DATA LISTING.
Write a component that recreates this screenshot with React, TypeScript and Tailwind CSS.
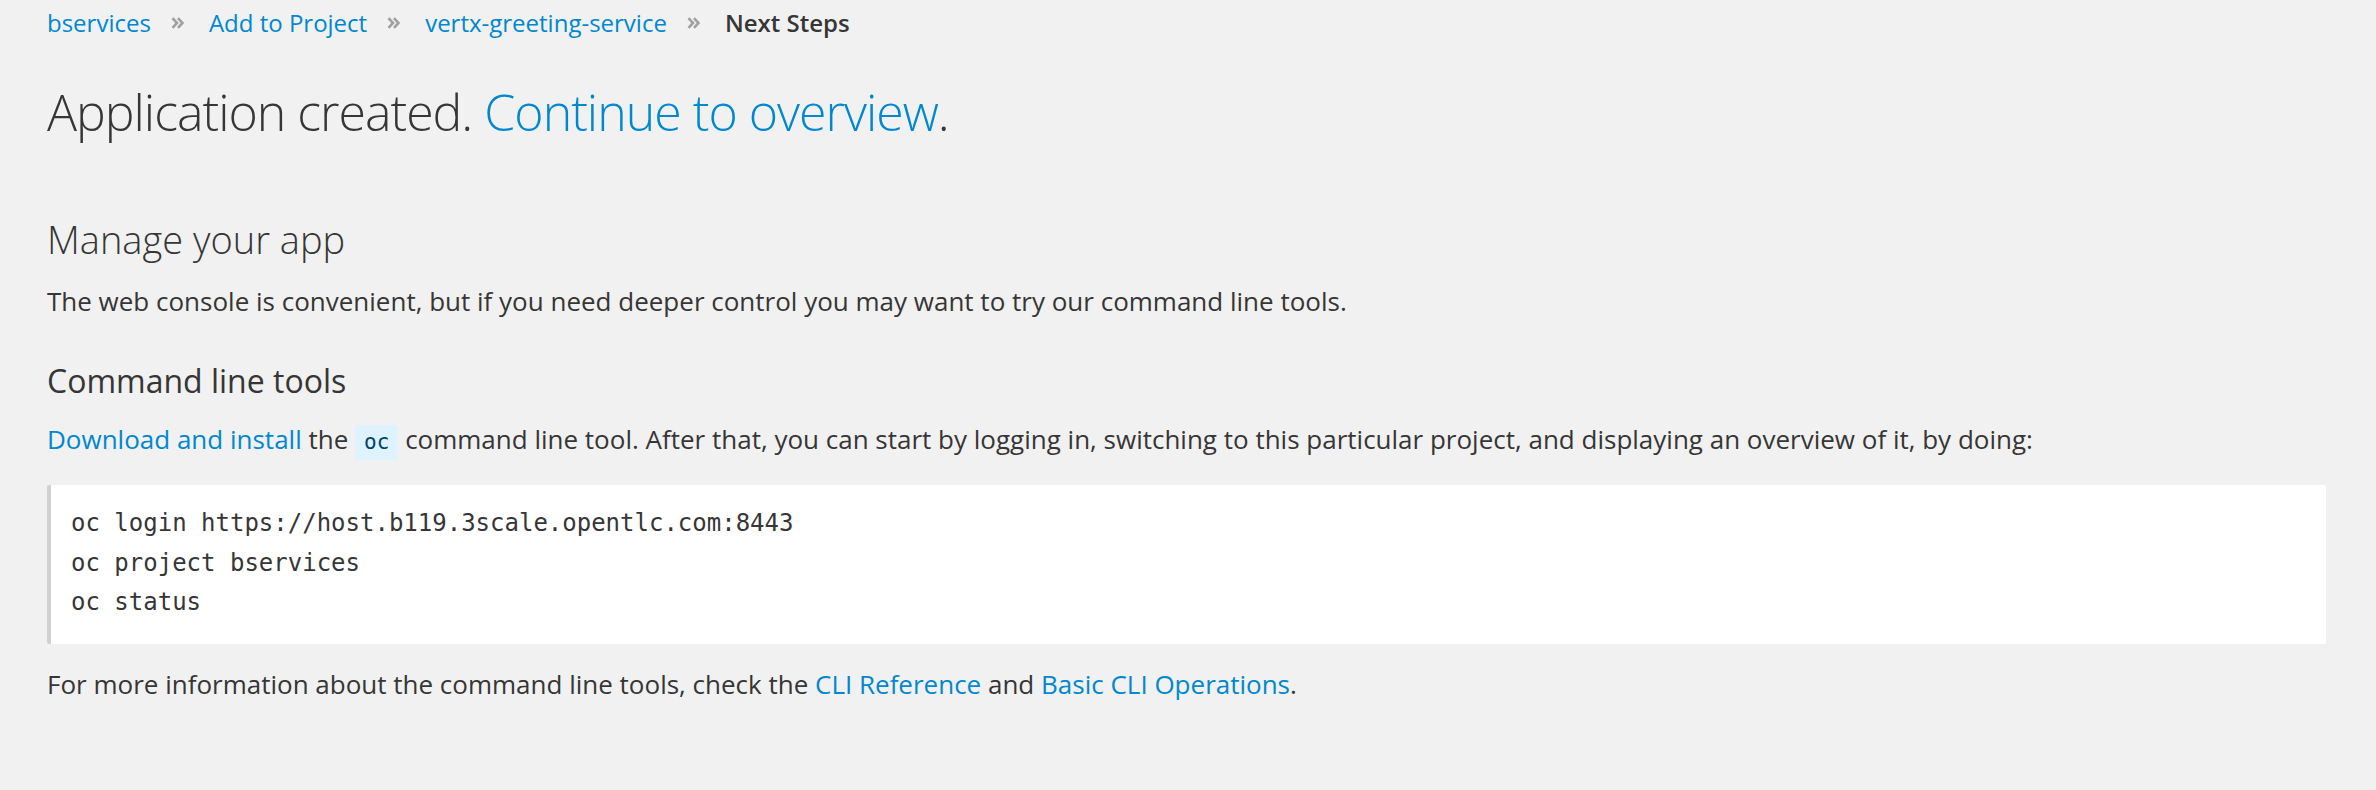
import React from "react";

function Sep() {
  return (
    <svg width="13" height="12" viewBox="0 0 13 12" className="ml-[20px] mr-[25px] shrink-0" aria-hidden="true">
      <path d="M1.5 1.2 L6 6 L1.5 10.8" fill="none" stroke="#a0a0a0" strokeWidth="2.6" />
      <path d="M7 1.2 L11.5 6 L7 10.8" fill="none" stroke="#a0a0a0" strokeWidth="2.6" />
    </svg>
  );
}

export default function App() {
  const sans = { fontFamily: '"Open Sans", "Noto Sans", sans-serif' };
  const mono = { fontFamily: '"DejaVu Sans Mono", "Liberation Mono", monospace' };
  return (
    <div className="min-h-[790px] w-full bg-[#f1f1f1] pl-[47px] pr-[50px] text-[#363636]" style={sans}>
      <div className="flex items-center pt-[5px] h-[41px] text-[24px] leading-[36px]">
        <a className="text-[#0088ce]">bservices</a>
        <Sep />
        <a className="text-[#0088ce]">Add to Project</a>
        <Sep />
        <a className="text-[#0088ce]">vertx-greeting-service</a>
        <Sep />
        <span className="font-semibold text-[#363636]">Next Steps</span>
      </div>

      <h1 className="mt-[41px] text-[50px] leading-[60px] font-light tracking-[-1px]">
        Application created. <a className="text-[#0088ce]">Continue to overview</a>.
      </h1>

      <h2 className="mt-[74px] text-[38px] leading-[46px] font-light">Manage your app</h2>
      <p className="mt-[21px] text-[26px] leading-[36px]">
        The web console is convenient, but if you need deeper control you may want to try our command line tools.
      </p>

      <h3 className="mt-[42px] text-[32px] leading-[40px] font-normal">Command line tools</h3>
      <p className="mt-[20px] text-[26px] leading-[36px]">
        <a className="text-[#0088ce]">Download and install</a> the{" "}
        <code
          className="inline-block h-[35px] px-[9px] bg-[#def3ff] text-[#004368] text-[21px] leading-[35px]"
          style={mono}
        >
          oc
        </code>{" "}
        command line tool. After that, you can start by logging in, switching to this particular project, and displaying an
        overview of it, by doing:
      </p>

      <div
        className="mt-[25px] rounded-[2px] border-l-[4px] border-[#d1d1d1] bg-white pl-[20px] pt-[19px] pb-[21px] text-[24px] leading-[39.5px] text-[#363636]"
        style={mono}
      >
        <div>oc login https://host.b119.3scale.opentlc.com:8443</div>
        <div>oc project bservices</div>
        <div>oc status</div>
      </div>

      <p className="mt-[22px] text-[26px] leading-[36px]">
        For more information about the command line tools, check the <a className="text-[#0088ce]">CLI Reference</a> and{" "}
        <a className="text-[#0088ce]">Basic CLI Operations</a>.
      </p>
    </div>
  );
}
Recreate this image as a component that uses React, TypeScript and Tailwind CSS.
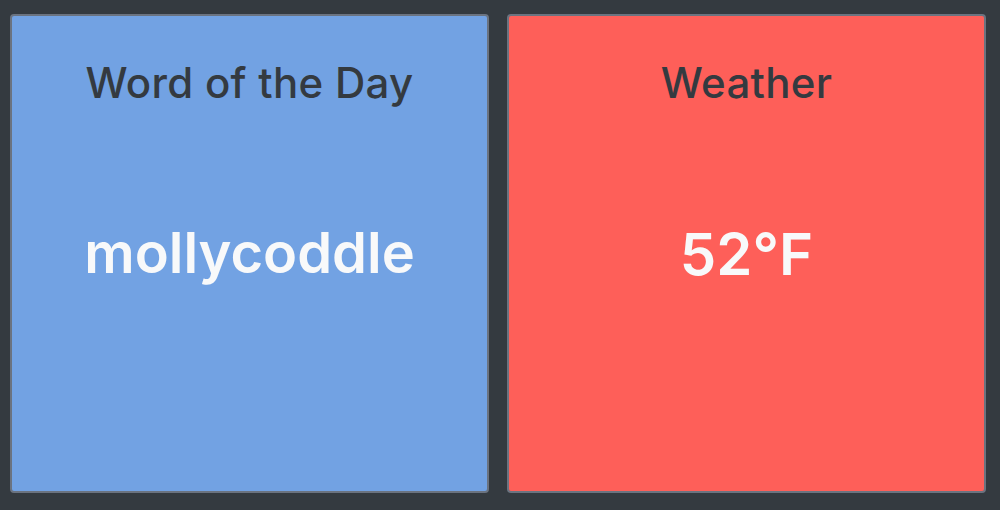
import React from 'react';

interface CardProps {
  title: string;
  value: string;
  bg: string;
  valueClass: string;
}

const Card: React.FC<CardProps> = ({ title, value, bg, valueClass }) => (
  <div className={`w-[479px] h-[479px] shrink-0 rounded-[4px] border-2 border-[#6b7380] ${bg} flex flex-col items-center`}>
    <h1 className="mt-[43px] text-[42px] leading-[48px] font-medium text-[#343a40] tracking-[0.3px]">{title}</h1>
    <div className={`mt-[118px] leading-none font-semibold text-[#f8f9fa] ${valueClass}`}>{value}</div>
  </div>
);

const App: React.FC = () => {
  return (
    <div
      className="w-full h-[510px] bg-[#343a40] flex gap-[18px] pl-[10px] pt-[14px]"
      style={{ fontFamily: 'Inter, "Noto Sans", sans-serif' }}
    >
      <Card title="Word of the Day" value="mollycoddle" bg="bg-[#72a2e3]" valueClass="text-[56px]" />
      <Card title="Weather" value="52°F" bg="bg-[#fe5f59]" valueClass="text-[58px]" />
    </div>
  );
};

export default App;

WHAT IS ASKED. Repeat the records above exactly, omitting every picture.

RESULT.
Write a component that recreates this screenshot with React, TypeScript and Tailwind CSS.
import React from "react";

function Sep() {
  return (
    <svg width="13" height="12" viewBox="0 0 13 12" className="ml-[20px] mr-[25px] shrink-0" aria-hidden="true">
      <path d="M1.5 1.2 L6 6 L1.5 10.8" fill="none" stroke="#a0a0a0" strokeWidth="2.6" />
      <path d="M7 1.2 L11.5 6 L7 10.8" fill="none" stroke="#a0a0a0" strokeWidth="2.6" />
    </svg>
  );
}

export default function App() {
  const sans = { fontFamily: '"Open Sans", "Noto Sans", sans-serif' };
  const mono = { fontFamily: '"DejaVu Sans Mono", "Liberation Mono", monospace' };
  return (
    <div className="min-h-[790px] w-full bg-[#f1f1f1] pl-[47px] pr-[50px] text-[#363636]" style={sans}>
      <div className="flex items-center pt-[5px] h-[41px] text-[24px] leading-[36px]">
        <a className="text-[#0088ce]">bservices</a>
        <Sep />
        <a className="text-[#0088ce]">Add to Project</a>
        <Sep />
        <a className="text-[#0088ce]">vertx-greeting-service</a>
        <Sep />
        <span className="font-semibold text-[#363636]">Next Steps</span>
      </div>

      <h1 className="mt-[41px] text-[50px] leading-[60px] font-light tracking-[-1px]">
        Application created. <a className="text-[#0088ce]">Continue to overview</a>.
      </h1>

      <h2 className="mt-[74px] text-[38px] leading-[46px] font-light">Manage your app</h2>
      <p className="mt-[21px] text-[26px] leading-[36px]">
        The web console is convenient, but if you need deeper control you may want to try our command line tools.
      </p>

      <h3 className="mt-[42px] text-[32px] leading-[40px] font-normal">Command line tools</h3>
      <p className="mt-[20px] text-[26px] leading-[36px]">
        <a className="text-[#0088ce]">Download and install</a> the{" "}
        <code
          className="inline-block h-[35px] px-[9px] bg-[#def3ff] text-[#004368] text-[21px] leading-[35px]"
          style={mono}
        >
          oc
        </code>{" "}
        command line tool. After that, you can start by logging in, switching to this particular project, and displaying an
        overview of it, by doing:
      </p>

      <div
        className="mt-[25px] rounded-[2px] border-l-[4px] border-[#d1d1d1] bg-white pl-[20px] pt-[19px] pb-[21px] text-[24px] leading-[39.5px] text-[#363636]"
        style={mono}
      >
        <div>oc login https://host.b119.3scale.opentlc.com:8443</div>
        <div>oc project bservices</div>
        <div>oc status</div>
      </div>

      <p className="mt-[22px] text-[26px] leading-[36px]">
        For more information about the command line tools, check the <a className="text-[#0088ce]">CLI Reference</a> and{" "}
        <a className="text-[#0088ce]">Basic CLI Operations</a>.
      </p>
    </div>
  );
}
Recreate this image as a component that uses React, TypeScript and Tailwind CSS.
import React from 'react';

interface CardProps {
  title: string;
  value: string;
  bg: string;
  valueClass: string;
}

const Card: React.FC<CardProps> = ({ title, value, bg, valueClass }) => (
  <div className={`w-[479px] h-[479px] shrink-0 rounded-[4px] border-2 border-[#6b7380] ${bg} flex flex-col items-center`}>
    <h1 className="mt-[43px] text-[42px] leading-[48px] font-medium text-[#343a40] tracking-[0.3px]">{title}</h1>
    <div className={`mt-[118px] leading-none font-semibold text-[#f8f9fa] ${valueClass}`}>{value}</div>
  </div>
);

const App: React.FC = () => {
  return (
    <div
      className="w-full h-[510px] bg-[#343a40] flex gap-[18px] pl-[10px] pt-[14px]"
      style={{ fontFamily: 'Inter, "Noto Sans", sans-serif' }}
    >
      <Card title="Word of the Day" value="mollycoddle" bg="bg-[#72a2e3]" valueClass="text-[56px]" />
      <Card title="Weather" value="52°F" bg="bg-[#fe5f59]" valueClass="text-[58px]" />
    </div>
  );
};

export default App;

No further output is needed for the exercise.